Les plus hauts magistrats d'Angleterre vont se pencher à partir de jeudi sur des recours contre la décision de la première ministre Theresa May de lancer la procédure du Brexit sans consulter le Parlement.

Ces actions en justice ont été introduites par des citoyens aux profils très hétéroclites, allant du coiffeur à la gestionnaire de fonds de pension.

Theresa May les accuse de vouloir « contourner » le résultat du référendum du 23 juin, qui a vu les Britanniques opter à 52 % pour sortir de l'Union européenne. Eux estiment que le vote était « consultatif » et doit être avalisé par les élus au Parlement, ou encore que seul le Parlement peut défaire des droits accordés aux Britanniques en tant que citoyens européens.

« C'est le Parlement qui nous a fait entrer dans l'Union européenne et seul lui peut nous en faire sortir », explique l'un de leurs avocats, John Halford.

Certes, les députés ont accepté le résultat du référendum - même si la majorité d'entre eux ont milité pour rester dans l'UE. Mais des débats sur la question du Brexit au Parlement pourraient prendre des mois, et retarder le processus. D'autant que certains élus, en particulier l'opposition travailliste, veulent peser sur les termes de la sortie, craignant qu'elle soit trop brutale.

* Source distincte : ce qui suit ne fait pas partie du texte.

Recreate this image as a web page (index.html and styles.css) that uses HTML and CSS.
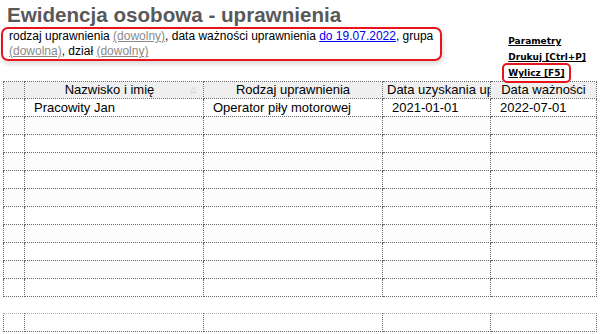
FILE: index.html
```html
<!DOCTYPE html>
<html lang="pl">
<head>
    <meta charset="UTF-8">
    <title>Ewidencja osobowa - uprawnienia</title>
    <link rel="stylesheet" href="styles.css">
</head>
<body>
  <div class="page">
    <div class="top">
      <div class="left">
        <h1 class="title">Ewidencja osobowa - uprawnienia</h1>
        <div class="filter">
          rodzaj uprawnienia <a href="#" class="opt">(dowolny)</a>, data ważności uprawnienia <a href="#" class="date">do 19.07.2022</a>, grupa<br>
          <a href="#" class="opt">(dowolna)</a>, dział <a href="#" class="opt">(dowolny)</a>
        </div>
      </div>
      <div class="actions">
        <a href="#">Parametry</a>
        <a href="#">Drukuj [Ctrl+P]</a>
        <a href="#" class="hl">Wylicz [F5]</a>
      </div>
    </div>

    <table class="grid">
      <colgroup>
        <col class="c0"><col class="c1"><col class="c2"><col class="c3"><col class="c4">
      </colgroup>
      <thead>
        <tr>
          <th></th>
          <th><span class="arrow">&#9651;</span>Nazwisko i imię</th>
          <th>Rodzaj uprawnienia</th>
          <th>Data uzyskania uprawnienia</th>
          <th>Data ważności</th>
        </tr>
      </thead>
      <tbody>
        <tr><td></td><td>Pracowity Jan</td><td>Operator piły motorowej</td><td>2021-01-01</td><td>2022-07-01</td></tr>
        <tr><td></td><td></td><td></td><td></td><td></td></tr>
        <tr><td></td><td></td><td></td><td></td><td></td></tr>
        <tr><td></td><td></td><td></td><td></td><td></td></tr>
        <tr><td></td><td></td><td></td><td></td><td></td></tr>
        <tr><td></td><td></td><td></td><td></td><td></td></tr>
        <tr><td></td><td></td><td></td><td></td><td></td></tr>
        <tr><td></td><td></td><td></td><td></td><td></td></tr>
        <tr><td></td><td></td><td></td><td></td><td></td></tr>
        <tr><td></td><td></td><td></td><td></td><td></td></tr>
        <tr><td></td><td></td><td></td><td></td><td></td></tr>
      </tbody>
    </table>

    <table class="grid foot">
      <colgroup>
        <col class="c0"><col class="c1"><col class="c2"><col class="c3"><col class="c4">
      </colgroup>
      <tr><td></td><td></td><td></td><td></td><td></td></tr>
    </table>
  </div>
</body>
</html>
```

FILE: styles.css
```css
body {
  margin: 0;
  padding: 0;
  background-color: #fff;
  font-family: "Liberation Sans", Arial, sans-serif;
  color: #000;
}
.page {
  padding: 4px 5px 0 3px;
}
.top {
  display: flex;
  justify-content: space-between;
  height: 77px;
}
.left {
  margin-left: -2px;
}
.title {
  margin: 0 0 0 6px;
  font-size: 20.6px;
  line-height: 22px;
  font-weight: bold;
  color: #595959;
}
.filter {
  margin-top: 1px;
  width: 425px;
  padding: 0 6px 0 6px;
  font-size: 12px;
  line-height: 15px;
  border: 2px solid #e8141c;
  border-radius: 7px;
  box-shadow: 1px 3px 5px rgba(0, 0, 0, 0.15);
}
.filter a.opt {
  color: #8a8a8a;
}
.filter a.date {
  color: #0000ee;
}
.actions {
  display: flex;
  flex-direction: column;
  align-items: flex-start;
  gap: 4px;
  margin-top: 31px;
  margin-right: 9px;
  font-family: "DejaVu Sans", Verdana, sans-serif;
  font-size: 9px;
  font-weight: bold;
}
.actions a {
  color: #000;
  line-height: 12px;
  padding: 0 1px;
}
.actions a.hl {
  margin-left: -5px;
  padding: 2px 4px 2px 4px;
  border: 2px solid #e8141c;
  border-radius: 5px;
  margin-top: -4px;
}

.grid {
  border-collapse: collapse;
  table-layout: fixed;
  width: 593px;
  font-size: 13px;
}
.c0 { width: 21px; }
.c1 { width: 179px; }
.c2 { width: 179px; }
.c3 { width: 108px; }
.c4 { width: 106px; }
.grid th, .grid td {
  border: 1px dotted #666;
  height: 17px;
  padding: 0 4px;
  white-space: nowrap;
  overflow: hidden;
  line-height: 16px;
}
.grid th {
  background-color: #efefef;
  font-weight: normal;
  text-align: center;
  height: 16px;
}
.grid td {
  padding-left: 9px;
}
.grid tbody tr:nth-child(even) td {
  background-color: #fcfcfc;
}
.arrow {
  float: right;
  margin-right: 3px;
  font-size: 8px;
  color: #c8c8c8;
}
.foot {
  margin-top: 16px;
}
.foot td {
  border-top-color: #aaa;
}
```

Or Mme May a annoncé qu'elle voulait enclencher avant fin mars 2017 l'article 50 du Traité de Lisbonne, préalable aux négociations de divorce qui doivent durer deux ans maximum. Elle argue que mettre en oeuvre le Brexit est une prérogative de l'exécutif qui ne requiert pas l'approbation du Parlement.

Pour ménager les parlementaires, Mme May vient cependant d'accepter le principe d'un examen régulier de sa stratégie, à condition qu'il ne remette pas en cause le vote du 23 juin, et un débat devait avoir lieu mercredi après-midi sur la question.

Menaces sur les réseaux sociaux

Les premiers recours en justice ont été introduits par un coiffeur de 37 ans, Deir Dos Santos, et la cofondatrice du gestionnaire de fonds SCM Direct, Gina Miller. Un autre a ensuite été déposé par un groupe se faisant appeler « citoyens ordinaires ».

« Mon client a été très surpris que la première ministre l'accuse de vouloir subvertir la démocratie », a déclaré l'avocat de M. Dos Santos, Dominic Chambers, à l'AFP.

Selon lui, son client n'a même pas voté pour rester dans l'UE. « Il accepte totalement le résultat du référendum. Mais il ne constitue qu'une des étapes nécessaires ».

Signe des tensions qui persistent dans un pays qui s'est déchiré pendant des mois sur la question européenne, M. Dos Santos préfère se faire discret après avoir reçu des menaces sur les réseaux sociaux.

« Tuer » le Brexit en le retardant

Des manifestants ont également campé devant les bureaux des avocats des plaignants, dont fait partie Grahame Pigney, expatrié en France et qui se dit « Européen convaincu ».

Avec son fils de 22 ans Rob, qui vit à Gibraltar, un arboriculteur du Pays de Galles et un étudiant londonien, ils ont rassemblé près de 150 000 livres (environ 243 000 $ CAN) auprès de donateurs pour se pourvoir en justice.

« Le Parlement a donné aux citoyens britanniques certains droits fondamentaux comme la liberté de mouvement (...) et seul le Parlement peut les en priver », a déclaré à l'AFP M. Pigney, un ancien directeur informatique.

Au lendemain du référendum, de nombreux citoyens britanniques déçus du résultat avaient cherché un moyen légal de le faire annuler. Cela semble aujourd'hui très improbable, mais Theresa May accuse les auteurs des recours de viser en fait le même but.

« Ils ne veulent pas que le Brexit se passe bien, ils veulent le tuer en le retardant », a-t-elle déclaré.

L'audience devant la Haute Cour de Londres doit durer trois jours. La décision des juges n'est pas attendue avant plusieurs semaines. Et le perdant fera certainement appel, estiment les analystes, qui s'attendent à ce que le cas atterrisse alors directement devant la Cour suprême.